One of the rights many mottos is "if it hurts everyone terribly, but hurts the left even a little bit more, then it's a good plan and we should do it".
The thing is, in the US it's used to suppress voting because getting a valid ID that's recognized requires things like having a home with a permanent address, or the ability to drive, things that lower income households or the homeless are unable to provide.
In America, it's intended to disenfranchise the minority class.
And people forget how much of a PITA it is to get. Waiting in line for 4 hours to get an ID is something I'll do once a decade for my driver's license because I need it to drive and I drive several hours a day.
For people who don't have car, they may not consider the inconvenience worth it just to have the privilege of waiting a few more hours to vote.
"Motor Voter" laws that allowed people to register to vote while renewing their license were designed to make it harder for the poor to vote by making them go through a different process than drivers. Voter ID requirements took it to the next level by requiring them to ALSO go get a license to vote.
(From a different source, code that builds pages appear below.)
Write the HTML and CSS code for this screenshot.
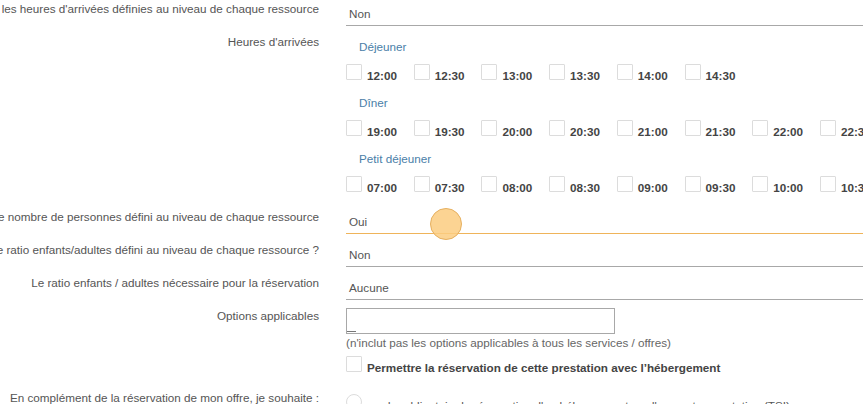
FILE: index.html
```html
<!DOCTYPE html>
<html lang="fr">
<head>
  <meta charset="UTF-8" />
  <meta name="viewport" content="width=device-width, initial-scale=1.0" />
  <title>Prestation</title>
  <link rel="stylesheet" href="styles.css">
</head>
<body>
  <form class="form">
    <div class="row">
      <div class="label"><span>Utiliser les heures d'arrivées définies au niveau de chaque ressource</span></div>
      <div class="field"><div class="select">Non</div></div>
    </div>

    <div class="row">
      <div class="label"><span>Heures d'arrivées</span></div>
      <div class="field">
        <div class="group-title">Déjeuner</div>
        <div class="slots">
          <div class="slot"><span class="box"></span>12:00</div>
          <div class="slot"><span class="box"></span>12:30</div>
          <div class="slot"><span class="box"></span>13:00</div>
          <div class="slot"><span class="box"></span>13:30</div>
          <div class="slot"><span class="box"></span>14:00</div>
          <div class="slot"><span class="box"></span>14:30</div>
        </div>
        <div class="group-title">Dîner</div>
        <div class="slots">
          <div class="slot"><span class="box"></span>19:00</div>
          <div class="slot"><span class="box"></span>19:30</div>
          <div class="slot"><span class="box"></span>20:00</div>
          <div class="slot"><span class="box"></span>20:30</div>
          <div class="slot"><span class="box"></span>21:00</div>
          <div class="slot"><span class="box"></span>21:30</div>
          <div class="slot"><span class="box"></span>22:00</div>
          <div class="slot"><span class="box"></span>22:30</div>
        </div>
        <div class="group-title">Petit déjeuner</div>
        <div class="slots">
          <div class="slot"><span class="box"></span>07:00</div>
          <div class="slot"><span class="box"></span>07:30</div>
          <div class="slot"><span class="box"></span>08:00</div>
          <div class="slot"><span class="box"></span>08:30</div>
          <div class="slot"><span class="box"></span>09:00</div>
          <div class="slot"><span class="box"></span>09:30</div>
          <div class="slot"><span class="box"></span>10:00</div>
          <div class="slot"><span class="box"></span>10:30</div>
        </div>
      </div>
    </div>

    <div class="row">
      <div class="label"><span>Utiliser le nombre de personnes défini au niveau de chaque ressource</span></div>
      <div class="field">
        <div class="select focused">Oui<span class="touch"></span></div>
      </div>
    </div>

    <div class="row">
      <div class="label"><span>Utiliser le ratio enfants/adultes défini au niveau de chaque ressource ?</span></div>
      <div class="field"><div class="select">Non</div></div>
    </div>

    <div class="row">
      <div class="label"><span>Le ratio enfants / adultes nécessaire pour la réservation</span></div>
      <div class="field"><div class="select">Aucune</div></div>
    </div>

    <div class="row row-options">
      <div class="label"><span>Options applicables</span></div>
      <div class="field">
        <div class="multi"><span class="caret"></span></div>
        <div class="help">(n'inclut pas les options applicables à tous les services / offres)</div>
        <div class="check"><span class="box"></span>Permettre la réservation de cette prestation avec l’hébergement</div>
      </div>
    </div>

    <div class="row row-extra">
      <div class="label"><span>En complément de la réservation de mon offre, je souhaite :</span></div>
      <div class="field">
        <div class="radio"><span class="circle"></span>rendre obligatoire la réservation d'un hébergement ou d'une autre prestation (TSI)</div>
      </div>
    </div>
  </form>
</body>
</html>
```

FILE: styles.css
```css
html, body {
  overflow: hidden;
}

body {
  margin: 0;
  font-family: 'Liberation Sans', Arial, sans-serif;
  font-size: 11.7px;
  color: #555;
  background-color: white;
}

.row {
  display: grid;
  grid-template-columns: 319px 1fr;
  column-gap: 27px;
  margin-bottom: 7px;
}

.label {
  display: flex;
  justify-content: flex-end;
  line-height: 17px;
  white-space: nowrap;
  color: #555;
}

.select {
  position: relative;
  padding: 5px 3px 3px;
  line-height: 17px;
  border-bottom: 1px solid #a8a8a8;
}

.select.focused {
  border-bottom-color: #efb45a;
}

.touch {
  position: absolute;
  left: 84px;
  top: 0;
  width: 30px;
  height: 30px;
  border-radius: 50%;
  background-color: rgba(251, 204, 128, 0.85);
  border: 1px solid #e6b060;
}

.group-title {
  padding: 6px 0 0 13px;
  line-height: 16px;
  color: #4a80a8;
}

.slots {
  display: flex;
  gap: 16.8px;
  padding: 9px 0 5px;
  white-space: nowrap;
}

.slot {
  line-height: 16px;
  font-weight: bold;
  color: #444;
}

.box {
  display: inline-block;
  width: 14px;
  height: 14px;
  border: 1px solid #dcdcdc;
  border-radius: 1px;
  margin-right: 5px;
  vertical-align: baseline;
}

.row-options {
  margin-bottom: 0;
}

.multi {
  position: relative;
  width: 267px;
  height: 24px;
  margin-top: 1px;
  border: 1px solid #a8a8a8;
}

.caret {
  position: absolute;
  left: 0;
  bottom: 1px;
  width: 9px;
  border-top: 1px solid #777;
}

.help {
  line-height: 17px;
  color: #666;
}

.check {
  margin-top: 5px;
  line-height: 16px;
  font-weight: bold;
  color: #444;
  white-space: nowrap;
}

.row-extra {
  margin-top: 13px;
}

.radio {
  margin-top: 5px;
  line-height: 16px;
  color: #555;
  white-space: nowrap;
}

.circle {
  display: inline-block;
  width: 14px;
  height: 14px;
  border: 1px solid #dcdcdc;
  border-radius: 50%;
  margin-right: 5px;
  vertical-align: baseline;
}
```
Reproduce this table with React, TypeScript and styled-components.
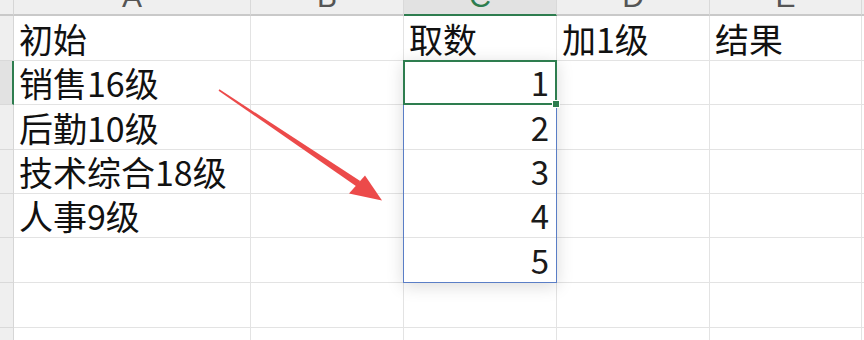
import React from "react";
import styled, { createGlobalStyle, css } from "styled-components";

const GlobalStyle = createGlobalStyle`
  html, body {
    margin: 0;
    padding: 0;
    background: #ffffff;
    overflow: hidden;
  }
  body {
    font-family: "Noto Sans CJK SC", "Noto Sans", sans-serif;
  }
`;

const COLS = [14, 237, 153, 153, 153, 152, 40];
const ROWS = [16, 45, 44, 45, 44, 44, 45, 45, 45];

const Sheet = styled.div`
  position: relative;
  width: 864px;
  height: 340px;
  overflow: hidden;
`;

const Grid = styled.div`
  display: grid;
  grid-template-columns: ${COLS.map((c) => `${c}px`).join(" ")};
  grid-template-rows: ${ROWS.map((r) => `${r}px`).join(" ")};
`;

const Corner = styled.div`
  box-sizing: border-box;
  background: #efefef;
  border-right: 1px solid #d6d6d6;
  border-bottom: 2px solid #c9c9c9;
`;

const ColHead = styled.div<{ $active?: boolean }>`
  box-sizing: border-box;
  display: flex;
  align-items: flex-end;
  justify-content: center;
  overflow: hidden;
  padding-bottom: 2px;
  background: ${(p) => (p.$active ? "#e2e2e2" : "#efefef")};
  border-right: 1px solid #d9d9d9;
  border-bottom: 2px solid ${(p) => (p.$active ? "#2e7d4f" : "#c9c9c9")};
  color: ${(p) => (p.$active ? "#2e7d4f" : "#555555")};
  font-family: "Liberation Sans", Arial, sans-serif;
  font-size: 30px;
  line-height: 30px;
`;

const RowHead = styled.div<{ $active?: boolean }>`
  box-sizing: border-box;
  background: ${(p) => (p.$active ? "#e2e2e2" : "#efefef")};
  border-bottom: 1px solid #d9d9d9;
  border-right: ${(p) => (p.$active ? "2px solid #2e7d4f" : "1px solid #d6d6d6")};
`;

const Cell = styled.div<{ $num?: boolean }>`
  box-sizing: border-box;
  display: flex;
  align-items: flex-end;
  overflow: visible;
  white-space: nowrap;
  border-right: 1px solid #e3e3e3;
  border-bottom: 1px solid #e3e3e3;
  color: #111111;
  font-size: 34px;
  line-height: 40px;
  padding: 0 6px 1px 5px;
  ${(p) =>
    p.$num &&
    css`
      justify-content: flex-end;
      padding-right: 7px;
      padding-bottom: 2px;
      font-size: 33px;
      color: #1a1a1a;
    `}
`;

const Selection = styled.div`
  position: absolute;
  left: 403px;
  top: 60px;
  width: 154px;
  height: 223px;
  box-sizing: border-box;
  border: 1px solid #5a7ec6;
  box-shadow: 0 3px 16px rgba(0, 0, 0, 0.15);
  pointer-events: none;
`;

const ActiveCell = styled.div`
  position: absolute;
  left: 403px;
  top: 60px;
  width: 154px;
  height: 45px;
  box-sizing: border-box;
  border: 2px solid #2e7d4f;
  pointer-events: none;
`;

const FillHandle = styled.div`
  position: absolute;
  left: 553px;
  top: 101px;
  width: 6px;
  height: 6px;
  background: #2e7d4f;
  box-shadow: 0 0 0 1px #ffffff;
`;

const Overlay = styled.svg`
  position: absolute;
  left: 0;
  top: 0;
  pointer-events: none;
`;

const columns = ["A", "B", "C", "D", "E", "F"];

type Value = string | number;
const rows: Value[][] = [
  ["初始", "", "取数", "加1级", "结果"],
  ["销售16级", "", 1, "", ""],
  ["后勤10级", "", 2, "", ""],
  ["技术综合18级", "", 3, "", ""],
  ["人事9级", "", 4, "", ""],
  ["", "", 5, "", ""],
  ["", "", "", "", ""],
  ["", "", "", "", ""],
];

function Arrow() {
  return (
    <Overlay width={864} height={340} viewBox="0 0 864 340">
      <polygon
        points="218.6,90.7 219.4,89.3 360.2,181.0 356.6,186.4"
        fill="#ec4a4a"
      />
      <polygon points="382,200.5 365,175.5 349,193.5" fill="#ec4a4a" />
    </Overlay>
  );
}

export default function App() {
  return (
    <>
      <GlobalStyle />
      <Sheet>
        <Grid>
          <Corner />
          {columns.map((c) => (
            <ColHead key={c} $active={c === "C"}>
              {c}
            </ColHead>
          ))}
          {rows.map((r, ri) => (
            <React.Fragment key={ri}>
              <RowHead $active={ri === 1} />
              {r.map((v, ci) => (
                <Cell key={ci} $num={typeof v === "number"}>
                  {v}
                </Cell>
              ))}
              <Cell />
            </React.Fragment>
          ))}
        </Grid>
        <Selection />
        <ActiveCell />
        <FillHandle />
        <Arrow />
      </Sheet>
    </>
  );
}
Can't speak for the UK/EU, but in the US, there's a long history of state governments trying to disenfranchise minority voters, especially in the South where slavery was legal for longer. This was accomplished in the past with so-called "literacy tests," and more recently by closing certain polling booths or understaffing them. Since millions of Americans don't have IDs that fit strict standards, many see these voter-ID laws as another form of disenfranchisement.